As the war of 1812 approached, the British blockaded Sacketts Harbor where the ONEIDA lay at anchor. The British sent out a shore party with a note demanding the surrender of the ONEIDA or she would be shot to pieces and the town burned. Woolsey refused to turn over the ONEIDA. He positioned her at the entrance to the harbor with a full broadside of carronades facing the British ships. He then proceeded to remove the other broadside of carronades and placed them in a battery on shore. When these were in place he moved the ONEIDA out of harms way. The shore battery and the British ships exchanged gunfire for hours.The story goes the good people of Sacketts Harbor observing Sunday morning mass prayed for just one shot to end the engagement between the town and the British. Call it divine intervention or just plain luck but the British fired one of their 32-pound cannons. The ball landed within feet of the "Old Sow". One of the men manning the shore battery salvaged the ball and loaded it in the Old Sow. Taking aim he shouted " Lets see now if they can catch back again".In a mighty blast of smoke and fire the Old Sow sent the British ball crashing through the stern of the ROYAL GEORGE raking the deck from stern to stem, killing 14 men and wounding 18. Cheers rang out for the Old Sow as the British squadron turned about and left Sacketts Harbor.

 

 

In a letter dated June 26, 1812 Woolsey write to the secretary of the Navy.

"Sir, I have the honor to inform you I was off Oswego on the 24th when I first heard of war having been proclaimed by the President." Contained in Lieutenant Woolsey reports 1 and 2 were letters to the secretary of the Navy informing him of the situation at Sacketts Harbor.

At the beginning of the war Woolsey is making ready the Oneida.
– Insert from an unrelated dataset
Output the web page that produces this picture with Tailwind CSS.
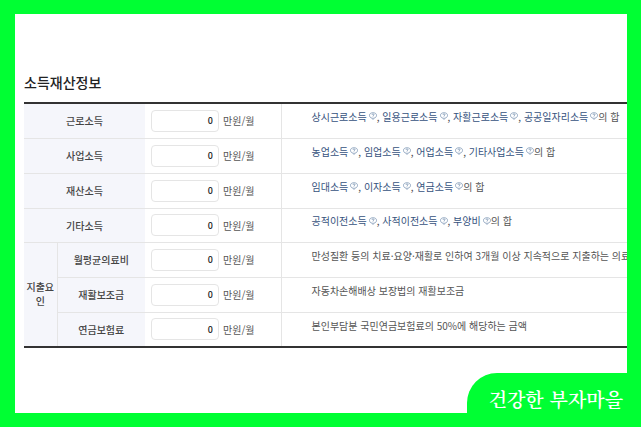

On August 3, 1812 in a letter Woolsey writes to the secretary of the navy …… I should sir feel confident of success had I the officer to which a vessel of the rate of the ONEIDA is entitled. It is sir a fact that I am now about to sail without a single officer that has seen any service in the Navy, not one of my midshipmen have ever been at sea against a greatly superior force. As for the two gun boats built at the same time as the ONEIDA on lake Champlain Governor Daniel Tompkins addresses navy agent John Bullus …… A person was here in Albany about ten days ago from Lake Champlain to get oakum for the two gun boats there. The boats were in Bason Harbor, one of them partly sunk in the water, and the seams of both of them so open as almost to admit the hand; and I understand from Plattsburg that no orders to put them in repair were received until sometime after the war was declared. Sacketts Harbor was a busy place in the month of July. US brig ONEIDA July 21 Mel. T. Woolsey …… We are going on pretty rapidly with the works, one thirty two pounder, nine twenty fours, three sixes, and two nines are already mounted. I am now dismounting the thirty-six pounder from the cavalier in order to mount it on the JULIA together with two six pounders. A P.S. to the letter says Two thirty two pound shot thrown on the shore by the Royal George we have got. Lt. Woolsey also requests from a one Mr. Forman to cast a supply of shot for the thirty-two pounder and shot for three six pounders.

Be as it may Lieutenant Melancthon T. Woolsey went to war with his brig ONEIDA and schooner JULIA. These two vessels were the start of an arms race incurring over the war resulting in the building of a number of heavy armed frigates and collimating in the building of the 100 gun ship of the line ST. LAWRENCE at Kingston and the 100 gun ship of the line NEW ORLEANS at Sacketts Harbor.

War years of the ONEIDA are well documented in Lieutenant Woolsey's letters and reports to the Secretary of the Navy Robert Smith. As well as the National Archives public records, The Naval History Center, Library of congress and various Historical Societies. At Some point after the war the brig ONEIDA was sold out of service and became the merchant ship ADJUTANT CLITZE. She sailed Lake Ontario for 29 years until here bones came to lie at rest on the beach at Clayton New York. Twenty-nine years is a long life span for a wooden sailing ship, a testimony indeed to the well built ship the ONEIDA.